Indonesia
INDONESIA’S MANUFACTURING SECTOR EXPECTED TO GROW STEADILY
Indonesia’s manufacturing sector is projected to maintain moderate expansion through the end of 2025, with the productivity index expected to stay within the 50–52 range, signaling cautious growth. The S&P Global report recorded a slight dip in the country’s Purchasing Managers Index (PMI) to 50.4 in September, down from 51.5 in August, yet still within the expansion zone. This follows a rebound in August after four months of contraction. According to The Indonesian Chamber of Commerce and Industry (Kadin) Deputy Chairman, Saleh Husin, the decline in PMI is influenced by external factors such as U.S. tariff policies under President Donald Trump, which have dampened global demand and affected export orders. However, domestic challenges also play a significant role in the sector’s slowdown. Weak purchasing power, high input costs driven by exchange rate volatility, and cautious business sentiment amid global uncertainty have contributed to the restrained growth. Saleh emphasized that despite these hurdles, opportunities remain through global demand recovery, market diversification to South Asia and ASEAN, and supportive government policies.
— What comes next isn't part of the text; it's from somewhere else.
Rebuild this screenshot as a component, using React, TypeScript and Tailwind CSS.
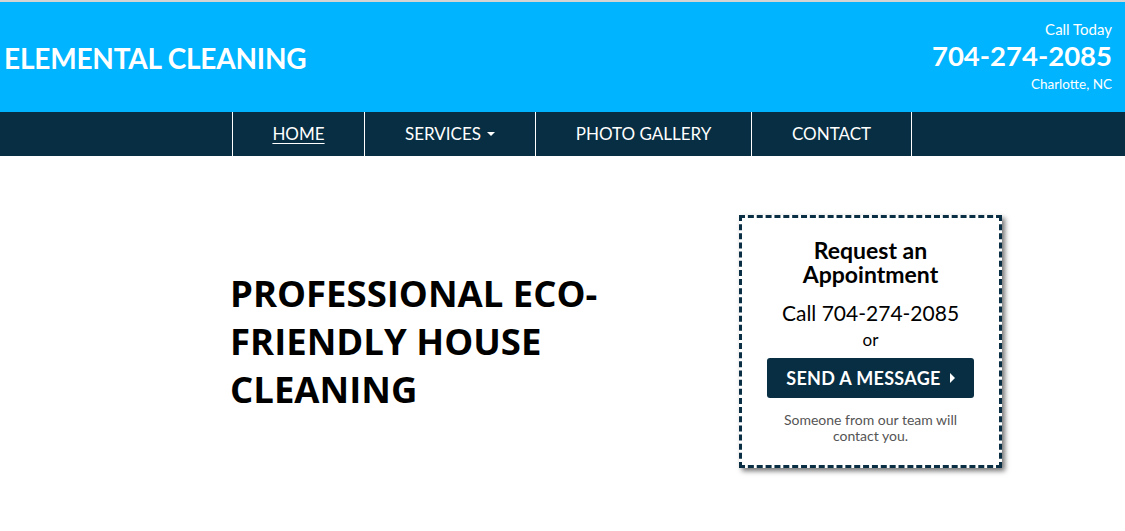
import { useState } from "react";

const NAV = [
  { label: "HOME", w: "w-[133px]", active: true },
  { label: "SERVICES", w: "w-[171px]", caret: true },
  { label: "PHOTO GALLERY", w: "w-[216px]" },
  { label: "CONTACT", w: "w-[160px]" },
];

export default function App() {
  const [hover, setHover] = useState("");

  return (
    <div className="min-h-[531px] bg-white font-['Lato','Liberation_Sans',sans-serif]">
      <div className="h-[2px] bg-[#d4d4d4]" />
      <header className="flex h-[110px] items-center justify-between bg-[#00b4ff] pl-[4px] pr-[13px] text-white">
        <h1 className="mt-[2px] text-[28px] font-bold tracking-[-0.2px]">ELEMENTAL CLEANING</h1>
        <div className="flex flex-col items-end">
          <span className="text-[15px] leading-[18px]">Call Today</span>
          <span className="text-[27.5px] font-bold leading-[36px]">704-274-2085</span>
          <span className="text-[13.5px] leading-[20px]">Charlotte, NC</span>
        </div>
      </header>

      <nav className="flex h-[44px] bg-[#072e42] pl-[232px]">
        {NAV.map((item, i) => (
          <a
            key={item.label}
            href="#"
            onMouseEnter={() => setHover(item.label)}
            onMouseLeave={() => setHover("")}
            className={`flex h-full items-center justify-center border-r border-white text-[17px] text-white ${item.w} ${
              i === 0 ? "border-l" : ""
            } ${item.active || hover === item.label ? "underline underline-offset-[3px]" : ""}`}
          >
            {item.label}
            {item.caret && (
              <span className="ml-[6px] inline-block border-x-[4px] border-t-[4px] border-x-transparent border-t-white" />
            )}
          </a>
        ))}
      </nav>

      <main className="flex items-start pt-[59px] pl-[230px]">
        <h2 className="mt-[54px] w-[400px] font-['Open_Sans','Liberation_Sans',sans-serif] text-[36.5px] font-bold leading-[48px] text-black">
          PROFESSIONAL ECO-FRIENDLY HOUSE CLEANING
        </h2>

        <div className="ml-[109px] flex w-[263px] flex-col items-center border-[3px] border-dashed border-[#0a2f44] bg-white px-[24px] pt-[20px] pb-[21px] text-center shadow-[3px_3px_5px_rgba(0,0,0,0.55)]">
          <h3 className="text-[23px] font-bold leading-[24px] text-black">
            <span className="block">Request an</span>
            <span className="block">Appointment</span>
          </h3>
          <p className="mt-[14px] text-[21px] leading-[26px] text-black">Call 704-274-2085</p>
          <p className="mt-[2px] text-[17px] leading-[24px] text-black">or</p>
          <button className="mt-[6px] flex h-[40px] w-[207px] items-center justify-center gap-[9px] rounded-[3px] bg-[#072e42] text-[18px] font-bold tracking-[0.3px] text-white">
            SEND A MESSAGE
            <span className="inline-block border-y-[5px] border-l-[5px] border-y-transparent border-l-white" />
          </button>
          <p className="mt-[14px] max-w-[195px] text-[14px] leading-[16px] text-[#555]">
            Someone from our team will contact you.
          </p>
        </div>
      </main>
    </div>
  );
}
Investments in efficiency and technology are helping firms stay competitive, though persistent issues like high logistics costs, infrastructure limitations, and reliance on imported raw materials continue to pose risks to industrial performance.Source: https://ekonomi.bisnis.com/read/20251002/257/1916588/kadin-proyeksi-ekspansi-manufaktur-melaju-moderat-hingga-akhir-tahun (ICE GIACARTA)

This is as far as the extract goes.